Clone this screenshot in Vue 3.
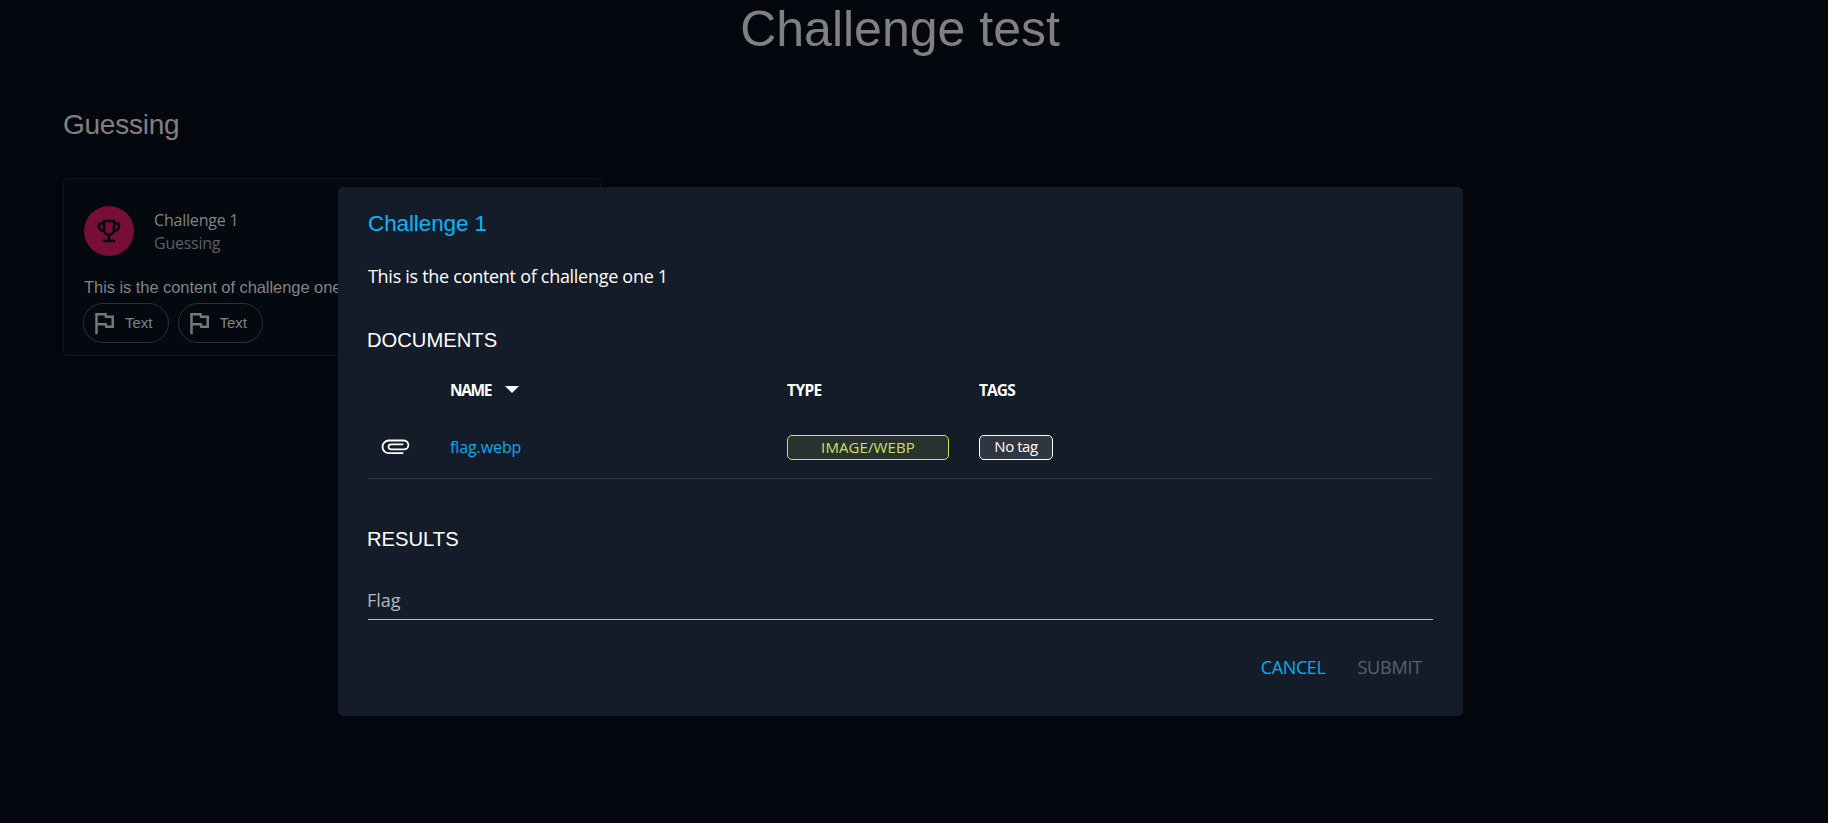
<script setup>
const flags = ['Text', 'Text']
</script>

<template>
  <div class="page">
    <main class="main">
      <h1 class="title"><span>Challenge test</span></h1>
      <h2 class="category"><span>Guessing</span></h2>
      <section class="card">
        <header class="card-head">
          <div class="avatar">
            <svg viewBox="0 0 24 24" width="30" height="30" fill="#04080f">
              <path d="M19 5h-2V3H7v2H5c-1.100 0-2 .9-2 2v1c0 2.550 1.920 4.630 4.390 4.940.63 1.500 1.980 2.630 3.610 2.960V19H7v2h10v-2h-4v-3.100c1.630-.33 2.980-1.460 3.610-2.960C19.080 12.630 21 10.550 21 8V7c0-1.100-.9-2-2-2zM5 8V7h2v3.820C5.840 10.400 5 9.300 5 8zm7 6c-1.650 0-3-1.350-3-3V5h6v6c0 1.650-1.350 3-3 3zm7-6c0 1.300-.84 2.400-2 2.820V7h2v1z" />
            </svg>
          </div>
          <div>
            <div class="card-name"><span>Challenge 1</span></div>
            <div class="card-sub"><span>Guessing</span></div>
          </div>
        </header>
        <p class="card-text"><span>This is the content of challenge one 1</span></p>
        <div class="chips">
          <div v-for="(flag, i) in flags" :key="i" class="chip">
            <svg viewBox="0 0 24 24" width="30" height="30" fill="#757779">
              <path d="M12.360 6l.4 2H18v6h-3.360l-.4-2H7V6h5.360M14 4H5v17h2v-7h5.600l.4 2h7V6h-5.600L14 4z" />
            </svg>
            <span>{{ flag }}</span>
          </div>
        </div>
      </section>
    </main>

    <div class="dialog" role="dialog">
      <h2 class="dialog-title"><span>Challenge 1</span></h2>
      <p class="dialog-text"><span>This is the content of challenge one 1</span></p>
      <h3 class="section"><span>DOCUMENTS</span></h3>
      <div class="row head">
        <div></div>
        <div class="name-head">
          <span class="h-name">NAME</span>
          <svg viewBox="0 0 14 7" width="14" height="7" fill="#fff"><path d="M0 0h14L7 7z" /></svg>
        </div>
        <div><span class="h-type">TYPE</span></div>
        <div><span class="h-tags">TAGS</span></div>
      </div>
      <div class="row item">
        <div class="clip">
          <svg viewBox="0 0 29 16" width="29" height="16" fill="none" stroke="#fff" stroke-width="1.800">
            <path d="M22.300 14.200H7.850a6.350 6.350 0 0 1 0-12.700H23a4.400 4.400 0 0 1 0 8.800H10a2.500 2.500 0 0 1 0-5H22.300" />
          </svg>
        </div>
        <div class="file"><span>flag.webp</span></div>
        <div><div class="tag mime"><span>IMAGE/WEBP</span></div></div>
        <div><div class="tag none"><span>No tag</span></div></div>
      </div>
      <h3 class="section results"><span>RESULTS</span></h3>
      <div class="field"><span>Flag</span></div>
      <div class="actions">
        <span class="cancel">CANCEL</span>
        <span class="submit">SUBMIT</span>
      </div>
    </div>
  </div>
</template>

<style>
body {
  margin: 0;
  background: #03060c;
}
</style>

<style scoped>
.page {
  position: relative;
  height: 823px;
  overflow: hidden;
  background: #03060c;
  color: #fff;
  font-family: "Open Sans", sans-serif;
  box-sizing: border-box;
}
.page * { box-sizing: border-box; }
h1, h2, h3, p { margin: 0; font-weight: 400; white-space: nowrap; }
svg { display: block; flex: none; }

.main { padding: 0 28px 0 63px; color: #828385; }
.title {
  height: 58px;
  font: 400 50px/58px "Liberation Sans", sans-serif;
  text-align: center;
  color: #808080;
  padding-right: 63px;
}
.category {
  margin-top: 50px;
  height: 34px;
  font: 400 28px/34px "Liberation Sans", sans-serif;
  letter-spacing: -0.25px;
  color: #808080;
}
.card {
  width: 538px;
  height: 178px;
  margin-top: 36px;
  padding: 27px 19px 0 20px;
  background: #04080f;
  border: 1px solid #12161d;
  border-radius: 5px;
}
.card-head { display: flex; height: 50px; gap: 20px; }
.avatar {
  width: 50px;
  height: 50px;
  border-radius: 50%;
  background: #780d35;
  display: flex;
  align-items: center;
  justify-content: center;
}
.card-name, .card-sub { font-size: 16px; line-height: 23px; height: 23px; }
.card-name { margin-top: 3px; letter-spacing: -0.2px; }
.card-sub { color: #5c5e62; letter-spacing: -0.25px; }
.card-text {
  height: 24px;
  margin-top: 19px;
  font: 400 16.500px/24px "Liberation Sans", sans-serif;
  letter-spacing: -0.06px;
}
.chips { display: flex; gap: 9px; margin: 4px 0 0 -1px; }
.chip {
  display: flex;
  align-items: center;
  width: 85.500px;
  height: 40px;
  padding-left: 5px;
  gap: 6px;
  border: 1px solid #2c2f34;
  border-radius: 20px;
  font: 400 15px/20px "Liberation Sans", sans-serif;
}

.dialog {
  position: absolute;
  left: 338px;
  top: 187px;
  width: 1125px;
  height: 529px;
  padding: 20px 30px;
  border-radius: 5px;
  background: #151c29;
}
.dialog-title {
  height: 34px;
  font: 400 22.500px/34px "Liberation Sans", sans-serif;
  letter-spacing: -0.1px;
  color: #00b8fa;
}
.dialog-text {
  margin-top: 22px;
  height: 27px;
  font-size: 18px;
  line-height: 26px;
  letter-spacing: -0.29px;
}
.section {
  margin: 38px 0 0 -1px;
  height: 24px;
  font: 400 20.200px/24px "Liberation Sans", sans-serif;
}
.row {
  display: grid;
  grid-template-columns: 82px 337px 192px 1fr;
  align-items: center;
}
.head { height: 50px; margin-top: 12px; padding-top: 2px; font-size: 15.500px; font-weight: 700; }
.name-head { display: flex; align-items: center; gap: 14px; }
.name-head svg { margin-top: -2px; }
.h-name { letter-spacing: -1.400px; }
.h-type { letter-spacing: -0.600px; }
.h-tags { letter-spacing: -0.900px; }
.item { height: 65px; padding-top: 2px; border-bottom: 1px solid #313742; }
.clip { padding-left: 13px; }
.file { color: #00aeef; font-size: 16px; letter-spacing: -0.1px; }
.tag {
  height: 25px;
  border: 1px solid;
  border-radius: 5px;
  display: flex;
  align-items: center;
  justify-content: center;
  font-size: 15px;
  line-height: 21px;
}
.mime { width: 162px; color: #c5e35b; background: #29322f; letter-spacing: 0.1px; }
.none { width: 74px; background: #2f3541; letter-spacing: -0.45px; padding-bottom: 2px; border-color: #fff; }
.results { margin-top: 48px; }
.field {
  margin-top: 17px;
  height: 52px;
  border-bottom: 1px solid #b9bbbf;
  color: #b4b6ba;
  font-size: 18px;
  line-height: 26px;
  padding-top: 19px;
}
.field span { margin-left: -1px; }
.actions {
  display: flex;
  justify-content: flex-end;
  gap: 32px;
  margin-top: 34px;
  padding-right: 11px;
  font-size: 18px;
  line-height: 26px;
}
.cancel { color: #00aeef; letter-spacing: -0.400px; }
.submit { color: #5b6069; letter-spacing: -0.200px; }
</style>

• WRITTEN PROBLEM:
Print the listing above in full, exactly as written. Omit any pictures.

• FINAL ANSWER:
Clone this screenshot in Vue 3.
<script setup>
const flags = ['Text', 'Text']
</script>

<template>
  <div class="page">
    <main class="main">
      <h1 class="title"><span>Challenge test</span></h1>
      <h2 class="category"><span>Guessing</span></h2>
      <section class="card">
        <header class="card-head">
          <div class="avatar">
            <svg viewBox="0 0 24 24" width="30" height="30" fill="#04080f">
              <path d="M19 5h-2V3H7v2H5c-1.100 0-2 .9-2 2v1c0 2.550 1.920 4.630 4.390 4.940.63 1.500 1.980 2.630 3.610 2.960V19H7v2h10v-2h-4v-3.100c1.630-.33 2.980-1.460 3.610-2.960C19.080 12.630 21 10.550 21 8V7c0-1.100-.9-2-2-2zM5 8V7h2v3.820C5.840 10.400 5 9.300 5 8zm7 6c-1.650 0-3-1.350-3-3V5h6v6c0 1.650-1.350 3-3 3zm7-6c0 1.300-.84 2.400-2 2.820V7h2v1z" />
            </svg>
          </div>
          <div>
            <div class="card-name"><span>Challenge 1</span></div>
            <div class="card-sub"><span>Guessing</span></div>
          </div>
        </header>
        <p class="card-text"><span>This is the content of challenge one 1</span></p>
        <div class="chips">
          <div v-for="(flag, i) in flags" :key="i" class="chip">
            <svg viewBox="0 0 24 24" width="30" height="30" fill="#757779">
              <path d="M12.360 6l.4 2H18v6h-3.360l-.4-2H7V6h5.360M14 4H5v17h2v-7h5.600l.4 2h7V6h-5.600L14 4z" />
            </svg>
            <span>{{ flag }}</span>
          </div>
        </div>
      </section>
    </main>

    <div class="dialog" role="dialog">
      <h2 class="dialog-title"><span>Challenge 1</span></h2>
      <p class="dialog-text"><span>This is the content of challenge one 1</span></p>
      <h3 class="section"><span>DOCUMENTS</span></h3>
      <div class="row head">
        <div></div>
        <div class="name-head">
          <span class="h-name">NAME</span>
          <svg viewBox="0 0 14 7" width="14" height="7" fill="#fff"><path d="M0 0h14L7 7z" /></svg>
        </div>
        <div><span class="h-type">TYPE</span></div>
        <div><span class="h-tags">TAGS</span></div>
      </div>
      <div class="row item">
        <div class="clip">
          <svg viewBox="0 0 29 16" width="29" height="16" fill="none" stroke="#fff" stroke-width="1.800">
            <path d="M22.300 14.200H7.850a6.350 6.350 0 0 1 0-12.700H23a4.400 4.400 0 0 1 0 8.800H10a2.500 2.500 0 0 1 0-5H22.300" />
          </svg>
        </div>
        <div class="file"><span>flag.webp</span></div>
        <div><div class="tag mime"><span>IMAGE/WEBP</span></div></div>
        <div><div class="tag none"><span>No tag</span></div></div>
      </div>
      <h3 class="section results"><span>RESULTS</span></h3>
      <div class="field"><span>Flag</span></div>
      <div class="actions">
        <span class="cancel">CANCEL</span>
        <span class="submit">SUBMIT</span>
      </div>
    </div>
  </div>
</template>

<style>
body {
  margin: 0;
  background: #03060c;
}
</style>

<style scoped>
.page {
  position: relative;
  height: 823px;
  overflow: hidden;
  background: #03060c;
  color: #fff;
  font-family: "Open Sans", sans-serif;
  box-sizing: border-box;
}
.page * { box-sizing: border-box; }
h1, h2, h3, p { margin: 0; font-weight: 400; white-space: nowrap; }
svg { display: block; flex: none; }

.main { padding: 0 28px 0 63px; color: #828385; }
.title {
  height: 58px;
  font: 400 50px/58px "Liberation Sans", sans-serif;
  text-align: center;
  color: #808080;
  padding-right: 63px;
}
.category {
  margin-top: 50px;
  height: 34px;
  font: 400 28px/34px "Liberation Sans", sans-serif;
  letter-spacing: -0.25px;
  color: #808080;
}
.card {
  width: 538px;
  height: 178px;
  margin-top: 36px;
  padding: 27px 19px 0 20px;
  background: #04080f;
  border: 1px solid #12161d;
  border-radius: 5px;
}
.card-head { display: flex; height: 50px; gap: 20px; }
.avatar {
  width: 50px;
  height: 50px;
  border-radius: 50%;
  background: #780d35;
  display: flex;
  align-items: center;
  justify-content: center;
}
.card-name, .card-sub { font-size: 16px; line-height: 23px; height: 23px; }
.card-name { margin-top: 3px; letter-spacing: -0.2px; }
.card-sub { color: #5c5e62; letter-spacing: -0.25px; }
.card-text {
  height: 24px;
  margin-top: 19px;
  font: 400 16.500px/24px "Liberation Sans", sans-serif;
  letter-spacing: -0.06px;
}
.chips { display: flex; gap: 9px; margin: 4px 0 0 -1px; }
.chip {
  display: flex;
  align-items: center;
  width: 85.500px;
  height: 40px;
  padding-left: 5px;
  gap: 6px;
  border: 1px solid #2c2f34;
  border-radius: 20px;
  font: 400 15px/20px "Liberation Sans", sans-serif;
}

.dialog {
  position: absolute;
  left: 338px;
  top: 187px;
  width: 1125px;
  height: 529px;
  padding: 20px 30px;
  border-radius: 5px;
  background: #151c29;
}
.dialog-title {
  height: 34px;
  font: 400 22.500px/34px "Liberation Sans", sans-serif;
  letter-spacing: -0.1px;
  color: #00b8fa;
}
.dialog-text {
  margin-top: 22px;
  height: 27px;
  font-size: 18px;
  line-height: 26px;
  letter-spacing: -0.29px;
}
.section {
  margin: 38px 0 0 -1px;
  height: 24px;
  font: 400 20.200px/24px "Liberation Sans", sans-serif;
}
.row {
  display: grid;
  grid-template-columns: 82px 337px 192px 1fr;
  align-items: center;
}
.head { height: 50px; margin-top: 12px; padding-top: 2px; font-size: 15.500px; font-weight: 700; }
.name-head { display: flex; align-items: center; gap: 14px; }
.name-head svg { margin-top: -2px; }
.h-name { letter-spacing: -1.400px; }
.h-type { letter-spacing: -0.600px; }
.h-tags { letter-spacing: -0.900px; }
.item { height: 65px; padding-top: 2px; border-bottom: 1px solid #313742; }
.clip { padding-left: 13px; }
.file { color: #00aeef; font-size: 16px; letter-spacing: -0.1px; }
.tag {
  height: 25px;
  border: 1px solid;
  border-radius: 5px;
  display: flex;
  align-items: center;
  justify-content: center;
  font-size: 15px;
  line-height: 21px;
}
.mime { width: 162px; color: #c5e35b; background: #29322f; letter-spacing: 0.1px; }
.none { width: 74px; background: #2f3541; letter-spacing: -0.45px; padding-bottom: 2px; border-color: #fff; }
.results { margin-top: 48px; }
.field {
  margin-top: 17px;
  height: 52px;
  border-bottom: 1px solid #b9bbbf;
  color: #b4b6ba;
  font-size: 18px;
  line-height: 26px;
  padding-top: 19px;
}
.field span { margin-left: -1px; }
.actions {
  display: flex;
  justify-content: flex-end;
  gap: 32px;
  margin-top: 34px;
  padding-right: 11px;
  font-size: 18px;
  line-height: 26px;
}
.cancel { color: #00aeef; letter-spacing: -0.400px; }
.submit { color: #5b6069; letter-spacing: -0.200px; }
</style>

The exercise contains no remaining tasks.